* **STATED PROBLEM**:
Look through the entries below and count the lines with the word "screenshot" in them; give only the number.

* **RECORDS FOR THE TASK**:
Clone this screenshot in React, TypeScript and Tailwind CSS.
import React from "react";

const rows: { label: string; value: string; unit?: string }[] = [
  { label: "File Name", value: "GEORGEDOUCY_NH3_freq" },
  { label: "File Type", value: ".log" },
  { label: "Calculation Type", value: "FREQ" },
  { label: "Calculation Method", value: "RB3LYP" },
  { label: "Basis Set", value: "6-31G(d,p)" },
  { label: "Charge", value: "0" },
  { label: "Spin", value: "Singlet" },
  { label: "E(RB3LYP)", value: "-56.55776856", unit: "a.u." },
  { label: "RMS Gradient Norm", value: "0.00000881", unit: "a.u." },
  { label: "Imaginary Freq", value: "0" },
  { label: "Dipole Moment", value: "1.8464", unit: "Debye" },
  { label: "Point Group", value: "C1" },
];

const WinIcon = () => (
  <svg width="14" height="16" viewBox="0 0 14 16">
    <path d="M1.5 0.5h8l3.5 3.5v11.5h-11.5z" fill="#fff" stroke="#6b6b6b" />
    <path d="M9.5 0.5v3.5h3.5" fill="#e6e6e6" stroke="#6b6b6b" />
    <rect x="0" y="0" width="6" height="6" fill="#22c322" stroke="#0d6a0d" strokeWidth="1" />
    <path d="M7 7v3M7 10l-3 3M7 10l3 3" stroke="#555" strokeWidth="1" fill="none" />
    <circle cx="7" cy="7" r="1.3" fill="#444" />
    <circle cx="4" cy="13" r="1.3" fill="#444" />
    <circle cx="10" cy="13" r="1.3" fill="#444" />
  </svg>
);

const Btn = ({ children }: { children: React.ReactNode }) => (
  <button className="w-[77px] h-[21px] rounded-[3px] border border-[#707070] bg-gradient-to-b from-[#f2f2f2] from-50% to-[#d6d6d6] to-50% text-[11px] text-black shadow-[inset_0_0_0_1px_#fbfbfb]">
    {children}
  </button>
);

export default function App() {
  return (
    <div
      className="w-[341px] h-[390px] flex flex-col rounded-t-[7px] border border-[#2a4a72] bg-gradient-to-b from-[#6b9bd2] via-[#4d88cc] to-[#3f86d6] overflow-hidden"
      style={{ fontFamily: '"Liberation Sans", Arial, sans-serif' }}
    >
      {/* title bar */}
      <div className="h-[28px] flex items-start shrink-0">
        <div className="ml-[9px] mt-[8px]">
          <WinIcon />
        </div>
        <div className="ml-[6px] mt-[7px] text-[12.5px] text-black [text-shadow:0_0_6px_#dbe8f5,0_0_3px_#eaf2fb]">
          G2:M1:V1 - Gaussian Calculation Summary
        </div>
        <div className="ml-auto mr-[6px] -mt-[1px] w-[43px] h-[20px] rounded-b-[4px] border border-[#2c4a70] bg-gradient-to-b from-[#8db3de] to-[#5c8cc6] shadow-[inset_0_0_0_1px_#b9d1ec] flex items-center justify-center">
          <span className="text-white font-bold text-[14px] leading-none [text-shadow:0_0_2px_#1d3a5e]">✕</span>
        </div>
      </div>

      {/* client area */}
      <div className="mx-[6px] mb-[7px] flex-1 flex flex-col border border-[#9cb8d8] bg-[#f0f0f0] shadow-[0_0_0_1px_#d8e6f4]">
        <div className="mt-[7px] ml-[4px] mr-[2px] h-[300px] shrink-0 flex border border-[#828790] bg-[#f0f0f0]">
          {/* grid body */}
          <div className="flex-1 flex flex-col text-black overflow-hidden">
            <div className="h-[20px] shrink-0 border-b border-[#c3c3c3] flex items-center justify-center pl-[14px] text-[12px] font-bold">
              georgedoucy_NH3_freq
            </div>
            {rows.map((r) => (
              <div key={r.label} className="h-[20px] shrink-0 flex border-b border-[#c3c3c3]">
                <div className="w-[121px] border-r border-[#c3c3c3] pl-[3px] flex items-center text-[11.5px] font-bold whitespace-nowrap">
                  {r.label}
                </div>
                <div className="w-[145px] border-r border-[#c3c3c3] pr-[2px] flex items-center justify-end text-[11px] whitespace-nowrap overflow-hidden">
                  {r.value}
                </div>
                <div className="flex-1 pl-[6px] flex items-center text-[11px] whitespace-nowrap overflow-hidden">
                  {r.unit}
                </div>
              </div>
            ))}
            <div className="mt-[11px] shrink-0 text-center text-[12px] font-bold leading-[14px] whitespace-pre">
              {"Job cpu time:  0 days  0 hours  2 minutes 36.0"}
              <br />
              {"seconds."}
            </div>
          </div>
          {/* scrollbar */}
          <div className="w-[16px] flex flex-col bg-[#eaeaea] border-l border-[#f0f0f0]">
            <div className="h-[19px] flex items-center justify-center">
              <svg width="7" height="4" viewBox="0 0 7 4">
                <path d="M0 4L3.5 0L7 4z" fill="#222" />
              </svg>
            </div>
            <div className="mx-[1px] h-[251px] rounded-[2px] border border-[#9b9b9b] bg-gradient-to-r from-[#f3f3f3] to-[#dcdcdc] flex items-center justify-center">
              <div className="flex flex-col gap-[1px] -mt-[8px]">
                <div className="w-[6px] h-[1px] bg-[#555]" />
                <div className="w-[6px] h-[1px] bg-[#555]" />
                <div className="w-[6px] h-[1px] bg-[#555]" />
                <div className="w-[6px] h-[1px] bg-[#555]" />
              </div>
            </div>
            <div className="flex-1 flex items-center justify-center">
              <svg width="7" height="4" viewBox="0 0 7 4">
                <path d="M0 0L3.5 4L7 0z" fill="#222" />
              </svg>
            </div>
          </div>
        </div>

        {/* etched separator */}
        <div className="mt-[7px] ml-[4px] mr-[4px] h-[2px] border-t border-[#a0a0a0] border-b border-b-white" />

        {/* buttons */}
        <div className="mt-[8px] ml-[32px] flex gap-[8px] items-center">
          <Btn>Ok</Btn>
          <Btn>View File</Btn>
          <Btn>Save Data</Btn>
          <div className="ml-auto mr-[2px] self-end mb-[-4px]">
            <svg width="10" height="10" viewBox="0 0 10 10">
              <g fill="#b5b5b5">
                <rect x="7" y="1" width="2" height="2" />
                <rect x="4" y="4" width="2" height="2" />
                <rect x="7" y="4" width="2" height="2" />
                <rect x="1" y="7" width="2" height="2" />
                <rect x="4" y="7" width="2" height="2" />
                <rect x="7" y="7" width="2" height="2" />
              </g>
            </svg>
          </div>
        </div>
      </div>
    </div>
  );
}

--

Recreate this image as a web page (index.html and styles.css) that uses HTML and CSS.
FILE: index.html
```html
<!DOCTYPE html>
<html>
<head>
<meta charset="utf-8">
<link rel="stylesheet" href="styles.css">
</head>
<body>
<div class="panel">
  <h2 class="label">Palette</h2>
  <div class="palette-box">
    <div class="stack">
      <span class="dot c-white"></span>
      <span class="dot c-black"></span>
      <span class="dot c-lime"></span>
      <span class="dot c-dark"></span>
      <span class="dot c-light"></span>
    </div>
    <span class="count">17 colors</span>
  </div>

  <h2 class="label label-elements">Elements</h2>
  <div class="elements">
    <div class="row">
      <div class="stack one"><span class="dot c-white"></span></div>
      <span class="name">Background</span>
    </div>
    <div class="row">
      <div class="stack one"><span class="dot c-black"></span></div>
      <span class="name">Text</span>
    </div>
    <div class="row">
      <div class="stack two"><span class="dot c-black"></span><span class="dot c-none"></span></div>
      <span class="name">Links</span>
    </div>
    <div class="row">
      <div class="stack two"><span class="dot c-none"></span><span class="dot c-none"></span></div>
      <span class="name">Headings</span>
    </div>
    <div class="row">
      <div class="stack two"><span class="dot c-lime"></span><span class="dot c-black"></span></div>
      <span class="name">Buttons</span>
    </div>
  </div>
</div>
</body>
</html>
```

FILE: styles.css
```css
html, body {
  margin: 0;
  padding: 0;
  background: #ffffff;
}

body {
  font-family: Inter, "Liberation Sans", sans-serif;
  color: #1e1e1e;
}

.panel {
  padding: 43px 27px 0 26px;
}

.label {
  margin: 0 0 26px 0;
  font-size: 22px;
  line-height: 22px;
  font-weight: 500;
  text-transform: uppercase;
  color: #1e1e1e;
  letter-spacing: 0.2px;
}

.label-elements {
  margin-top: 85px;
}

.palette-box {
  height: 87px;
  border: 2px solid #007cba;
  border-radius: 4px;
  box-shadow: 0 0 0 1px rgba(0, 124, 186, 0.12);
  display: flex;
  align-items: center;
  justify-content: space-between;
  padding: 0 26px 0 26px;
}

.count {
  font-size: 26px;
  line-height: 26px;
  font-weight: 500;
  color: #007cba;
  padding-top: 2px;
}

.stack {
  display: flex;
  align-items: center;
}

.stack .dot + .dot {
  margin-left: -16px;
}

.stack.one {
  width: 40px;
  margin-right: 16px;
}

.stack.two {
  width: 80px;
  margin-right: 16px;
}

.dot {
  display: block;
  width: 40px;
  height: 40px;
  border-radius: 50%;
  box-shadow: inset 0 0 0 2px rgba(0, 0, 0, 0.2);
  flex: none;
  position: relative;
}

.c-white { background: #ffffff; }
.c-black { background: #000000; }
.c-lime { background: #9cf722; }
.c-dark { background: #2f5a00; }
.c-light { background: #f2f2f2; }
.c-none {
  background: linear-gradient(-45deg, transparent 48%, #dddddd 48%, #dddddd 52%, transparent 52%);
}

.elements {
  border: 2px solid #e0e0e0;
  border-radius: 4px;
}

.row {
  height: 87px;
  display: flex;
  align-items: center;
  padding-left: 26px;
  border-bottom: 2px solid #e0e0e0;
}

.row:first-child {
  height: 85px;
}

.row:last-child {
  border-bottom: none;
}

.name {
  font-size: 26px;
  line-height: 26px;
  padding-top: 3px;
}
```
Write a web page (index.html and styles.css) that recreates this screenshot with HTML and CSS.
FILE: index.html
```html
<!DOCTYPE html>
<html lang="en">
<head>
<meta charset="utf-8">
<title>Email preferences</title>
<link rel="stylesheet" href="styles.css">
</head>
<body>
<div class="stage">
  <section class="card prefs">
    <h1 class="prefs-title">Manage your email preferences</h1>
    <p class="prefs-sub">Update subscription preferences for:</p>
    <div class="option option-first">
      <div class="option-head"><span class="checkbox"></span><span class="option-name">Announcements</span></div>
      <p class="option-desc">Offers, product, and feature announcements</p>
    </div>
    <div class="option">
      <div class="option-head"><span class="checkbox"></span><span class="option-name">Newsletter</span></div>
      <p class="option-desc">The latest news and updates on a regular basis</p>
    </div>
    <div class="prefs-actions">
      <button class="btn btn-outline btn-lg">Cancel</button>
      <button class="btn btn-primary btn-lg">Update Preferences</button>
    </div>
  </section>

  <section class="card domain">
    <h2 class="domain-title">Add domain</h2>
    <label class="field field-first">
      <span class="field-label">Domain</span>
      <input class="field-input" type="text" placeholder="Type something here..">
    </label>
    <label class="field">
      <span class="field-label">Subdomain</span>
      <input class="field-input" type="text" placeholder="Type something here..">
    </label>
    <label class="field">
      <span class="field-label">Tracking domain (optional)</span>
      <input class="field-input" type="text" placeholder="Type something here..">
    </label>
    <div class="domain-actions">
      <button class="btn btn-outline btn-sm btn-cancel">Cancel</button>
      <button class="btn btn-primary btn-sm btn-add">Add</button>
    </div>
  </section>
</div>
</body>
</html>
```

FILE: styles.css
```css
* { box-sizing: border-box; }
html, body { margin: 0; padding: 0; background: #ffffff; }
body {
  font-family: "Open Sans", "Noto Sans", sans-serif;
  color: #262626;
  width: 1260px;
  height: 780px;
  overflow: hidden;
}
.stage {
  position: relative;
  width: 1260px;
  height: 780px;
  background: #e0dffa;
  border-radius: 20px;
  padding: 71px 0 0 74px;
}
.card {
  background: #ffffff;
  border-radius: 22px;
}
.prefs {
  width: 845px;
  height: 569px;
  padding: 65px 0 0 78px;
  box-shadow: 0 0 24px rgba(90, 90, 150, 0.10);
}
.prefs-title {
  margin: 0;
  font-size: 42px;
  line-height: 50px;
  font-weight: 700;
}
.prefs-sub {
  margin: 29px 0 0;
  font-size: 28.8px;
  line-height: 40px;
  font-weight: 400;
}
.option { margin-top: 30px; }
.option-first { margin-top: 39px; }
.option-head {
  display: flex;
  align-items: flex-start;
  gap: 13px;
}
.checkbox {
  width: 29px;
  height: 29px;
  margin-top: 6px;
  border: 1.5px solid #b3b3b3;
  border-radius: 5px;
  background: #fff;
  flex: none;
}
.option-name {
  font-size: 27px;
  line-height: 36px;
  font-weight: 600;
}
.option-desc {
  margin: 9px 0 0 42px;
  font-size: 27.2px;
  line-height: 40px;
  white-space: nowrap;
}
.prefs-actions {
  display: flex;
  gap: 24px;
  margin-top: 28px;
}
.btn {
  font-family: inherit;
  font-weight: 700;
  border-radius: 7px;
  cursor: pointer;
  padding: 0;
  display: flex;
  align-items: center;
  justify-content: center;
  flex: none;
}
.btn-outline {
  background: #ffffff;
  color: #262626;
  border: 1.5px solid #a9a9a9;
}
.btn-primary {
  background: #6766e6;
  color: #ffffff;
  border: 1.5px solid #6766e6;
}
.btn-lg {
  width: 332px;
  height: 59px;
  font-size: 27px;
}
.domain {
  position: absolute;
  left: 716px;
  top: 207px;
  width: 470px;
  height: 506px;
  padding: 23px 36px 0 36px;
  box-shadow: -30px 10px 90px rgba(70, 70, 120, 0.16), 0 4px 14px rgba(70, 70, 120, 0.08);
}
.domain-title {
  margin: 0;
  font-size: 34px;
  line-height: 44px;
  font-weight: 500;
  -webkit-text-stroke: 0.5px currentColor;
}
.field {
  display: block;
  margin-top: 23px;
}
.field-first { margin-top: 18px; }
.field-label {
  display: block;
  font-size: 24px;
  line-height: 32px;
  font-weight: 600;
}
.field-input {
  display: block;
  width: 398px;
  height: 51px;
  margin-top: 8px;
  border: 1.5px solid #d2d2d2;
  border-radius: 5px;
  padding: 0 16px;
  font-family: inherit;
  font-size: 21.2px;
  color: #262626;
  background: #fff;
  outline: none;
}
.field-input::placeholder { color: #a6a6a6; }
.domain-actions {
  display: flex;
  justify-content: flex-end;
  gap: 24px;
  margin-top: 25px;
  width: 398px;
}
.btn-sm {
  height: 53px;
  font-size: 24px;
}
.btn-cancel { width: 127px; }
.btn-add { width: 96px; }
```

* **OUTPUT OF THE TASK**:
2